Magazines are border literature. If novels are birds, mags are butterflies: ephemeral, colourful, their mortality demanding instant impact and flash. Slippery and shiny, they whisper evasive insecurity, coyly coaxing us away from sustained examination to surface dazzle and aspirational gauze. Alighting briefly on minefields of potential depth, danger and debate, they are too light to ignite, but make it all seem somehow the darker for the patter of their fragile feet.
I love 'em. Reading them cover to cover, ads n' all, I try to bestow upon them the dignity they crave. Despite being an inveterate non-collector, I find ditching them as distressing as hauling Blanche DuBois to the nuthouse. First are the weeklies, deep in despair at their instant demise: the brash, boozy binge-magz are just too depressed to be helped, but the Sunday broadsheet supplements are needily, brainily knowing enough to give a hit of croissant-flavoured cerebral crack. Monthlies are a little more hopeful, carefully smoothing on the slap, afraid of their mouthy younger sisters but slyly self-important. And then the quarterlies: stately, serious, masking their fear that they are old-fashioned with a pompous mouthful of stiff, creamy pulp. Strangest, most seductive of all are the nouveaux design mags - so beautiful, so expensive, so vacuous they dare you, just dare you, to dump them.

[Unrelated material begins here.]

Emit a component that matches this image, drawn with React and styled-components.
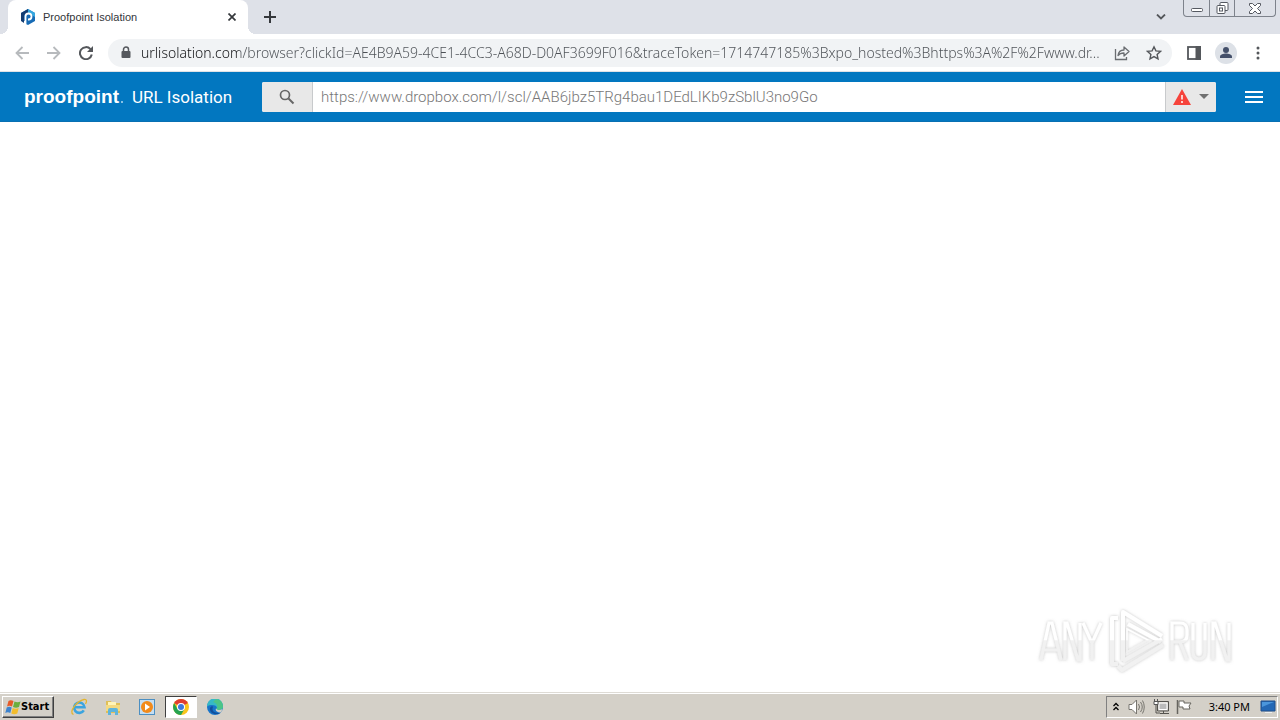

A weekly dose of The New Yorker, a monthly morsel of Vogue and a quarterly quaff of The Enthusiast is the meanest starvation diet I can endure. National Geographic, Wallpaper, Intelligent Life, New Scientist, even Miniature Donkey Talk under duress - if magazines are border literature, I've blazed my way, head bowed, through the checkpoints manned by proper books into a wasteland of barmy, brilliant bollocks. Sigh. I'm just gonna have to read my way out.